UAE played key role in cementing Sudan military's power

UAE played key role in cementing Sudan military's power after popular protests
4 min read
03 July, 2019
The UAE and Saudi Arabia have been key players in the overthrow of Sudan President Omar al-Bashir.
Bashir was overthrown in April following months of protests [Getty]
Saudi Arabia and the UAE have been key players in the recent political turmoil that has engulfed Sudan, a report from Reuters claimed on Wednesday, with rival military and intelligence figures empowered during the gradual overthrow of the country's president.

The report, using multiple sources, also alleges that Sudan's former President Omar al-Bashir was forced out of power in April.

This was in part due to Bashir's refusal to purge Islamists from his government, a key demand of the UAE if they were to continue political and economic support for the president.

Bashir was overthrown in April following months of popular protests against the country's autocratic rule and spiraling bread prices. His downfall was tied to the UAE and Saudi Arabia's regional efforts to eradicate the Muslim Brotherhood, as witnessed in Egypt following a military coup in 2013.

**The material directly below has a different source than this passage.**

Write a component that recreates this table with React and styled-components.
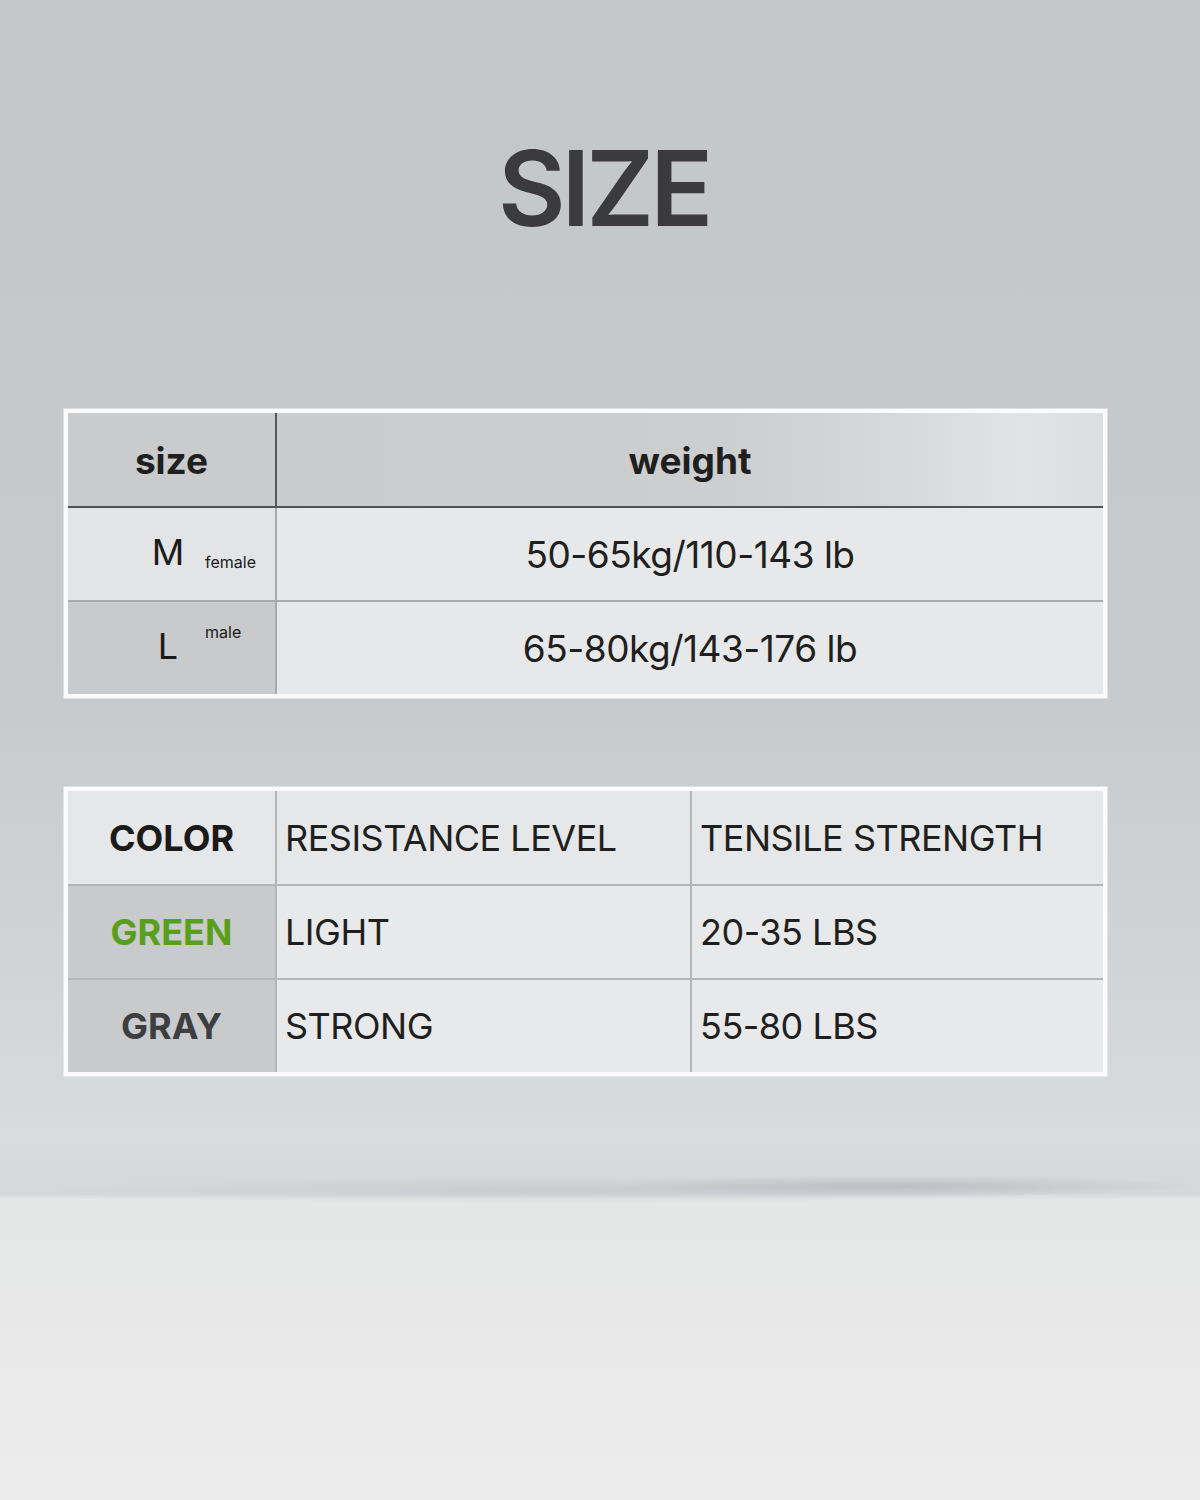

Since the overthrow of Bashir in April, Sudan has been ruled by a military junta which has used violent and often fatal measures to suppress popular protests.

Sources told Reuters that some of the economic problems the country faced in the months before his downfall were due to the UAE and Saudi Arabia cutting financial support to Bashir last year, after he failed to rein in Islamists as requested by Abu Dhabi. Islamist figures were key political allies of the president since his rise to power from 1989.

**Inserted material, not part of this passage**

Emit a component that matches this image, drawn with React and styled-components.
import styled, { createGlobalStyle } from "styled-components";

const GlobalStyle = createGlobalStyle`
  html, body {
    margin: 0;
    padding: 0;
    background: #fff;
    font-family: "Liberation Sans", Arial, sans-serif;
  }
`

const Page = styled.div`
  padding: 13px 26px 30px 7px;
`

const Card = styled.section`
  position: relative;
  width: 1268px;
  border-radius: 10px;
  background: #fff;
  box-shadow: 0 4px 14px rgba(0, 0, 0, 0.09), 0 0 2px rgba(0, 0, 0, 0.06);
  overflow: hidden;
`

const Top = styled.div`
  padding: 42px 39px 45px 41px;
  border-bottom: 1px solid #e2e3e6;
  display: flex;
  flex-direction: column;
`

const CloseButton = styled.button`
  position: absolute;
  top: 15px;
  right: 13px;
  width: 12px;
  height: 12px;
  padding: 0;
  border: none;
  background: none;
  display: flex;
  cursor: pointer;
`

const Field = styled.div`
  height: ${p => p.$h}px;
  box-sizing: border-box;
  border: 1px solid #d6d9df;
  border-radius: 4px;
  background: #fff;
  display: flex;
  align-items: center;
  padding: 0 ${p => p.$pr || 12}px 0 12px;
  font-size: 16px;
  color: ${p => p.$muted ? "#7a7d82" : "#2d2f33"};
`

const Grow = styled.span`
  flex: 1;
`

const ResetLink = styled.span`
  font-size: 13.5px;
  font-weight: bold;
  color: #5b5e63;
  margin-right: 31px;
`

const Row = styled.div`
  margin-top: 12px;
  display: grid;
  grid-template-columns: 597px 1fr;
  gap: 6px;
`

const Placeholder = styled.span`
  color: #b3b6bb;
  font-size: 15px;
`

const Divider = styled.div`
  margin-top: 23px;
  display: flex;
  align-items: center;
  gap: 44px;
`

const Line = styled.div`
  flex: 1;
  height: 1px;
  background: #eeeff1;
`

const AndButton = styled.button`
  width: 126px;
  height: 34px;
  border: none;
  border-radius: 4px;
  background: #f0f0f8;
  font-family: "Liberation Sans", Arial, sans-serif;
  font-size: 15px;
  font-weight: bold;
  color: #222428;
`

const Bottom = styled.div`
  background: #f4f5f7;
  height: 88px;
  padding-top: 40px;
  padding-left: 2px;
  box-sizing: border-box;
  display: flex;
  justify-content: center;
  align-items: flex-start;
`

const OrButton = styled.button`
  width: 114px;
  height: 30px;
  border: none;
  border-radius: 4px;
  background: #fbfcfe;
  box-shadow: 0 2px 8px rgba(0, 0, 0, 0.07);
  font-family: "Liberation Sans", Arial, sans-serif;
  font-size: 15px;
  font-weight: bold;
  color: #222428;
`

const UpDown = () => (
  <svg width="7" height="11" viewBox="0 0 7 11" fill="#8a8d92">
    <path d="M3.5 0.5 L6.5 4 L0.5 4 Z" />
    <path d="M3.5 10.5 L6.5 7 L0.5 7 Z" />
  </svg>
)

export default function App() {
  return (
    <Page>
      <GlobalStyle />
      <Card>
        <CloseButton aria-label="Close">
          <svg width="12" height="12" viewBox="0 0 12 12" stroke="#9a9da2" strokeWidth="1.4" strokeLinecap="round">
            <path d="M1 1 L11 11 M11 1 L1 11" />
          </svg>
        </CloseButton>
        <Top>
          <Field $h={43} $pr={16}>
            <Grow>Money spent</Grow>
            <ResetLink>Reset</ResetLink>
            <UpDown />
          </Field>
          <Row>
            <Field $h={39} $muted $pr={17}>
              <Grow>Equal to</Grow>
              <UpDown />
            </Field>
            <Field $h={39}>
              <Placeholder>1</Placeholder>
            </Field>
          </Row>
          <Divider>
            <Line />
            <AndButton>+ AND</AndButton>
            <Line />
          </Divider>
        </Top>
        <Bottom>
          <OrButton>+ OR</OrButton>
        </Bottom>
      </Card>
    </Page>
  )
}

When party officials asked Bashir why the UAE and Saudi Arabia weren't coming to Khartoum's aid, Sudan's leader said it was because of the continued presence of Islamist figures in government.

"Our brothers want me to get rid of you Islamists," Bashir reportedly told party leaders.

In December 2018, fuel supplies to Sudan were cut by the UAE.

"The Emirates and Saudi decided not to support Bashir financially because he refused to get rid of the Islamists and would not give in to pressure to support Saudi Arabia and the Emirates against Qatar," Ghamar Habani, a leading figure in Bashir's National Congress Party told the news agency.

"They would not accept that Sudan would not take sides."

What began was the gradual economic deterioration of Sudan and the loosening of Bashir's grip on power as the president was unable or unwilling to end the Islamists power.

A key ally of the president, Taha Osman al-Hussein, effectively controlled Sudan's foreign policy, until he was dismissed when he allegedly took Saudi nationality and millions of dollars from Abu Dhabi and Riyadh.

"He was the man who had a magic hold on Bashir's mind," a source told Reuters.

With Hussein out of the picture, Riyadh and Abu Dhabi lost their hold over Bashir, the story added, with Khartoum reportedly refusing to take sides in the Saudi-UAE blockade of Qatar.

What did lead to Bashir's overthrow was an alleged plot hatched by key figures in the regime, including intelligence chief Salah Gosh.

He reportedly met jailed opposition figures at the request of Abu Dhabi and a tug-of-war ensued between the spymaster and Bashir.

Gosh reportedly wanted a "dignified" departure for Bashir, who allegedly resisted efforts by regime figures to see him leave power.

The security forces then pulled protection for Bashir, as protests intensified, leading to the eventual downfall of the president.

Meanwhile the UAE reportedly made further outreaches to Sudan's political elite as Bashir's grip on power loosened.

Manchester City owner Sheikh Mansour bin Zayed Al Nahyan met with rebel leaders, while Qatar's bid to establish talks with the government were rebuffed.

Sudanese militia leader General Mohamed Hamdan Dagalo - known as Hemedti - rose to power during this period as reports that Gosh was forced to flee the country.

In June, Hemedti's forces brutally crushed a sit-in in Khartoum murdering over a hundred protesters. 

The militia leader then became the undisputed leader of the military council, as protesters desperately try to keep their campaign for civilian rule alive. Only time will tell if they are successful in their bid for democracy.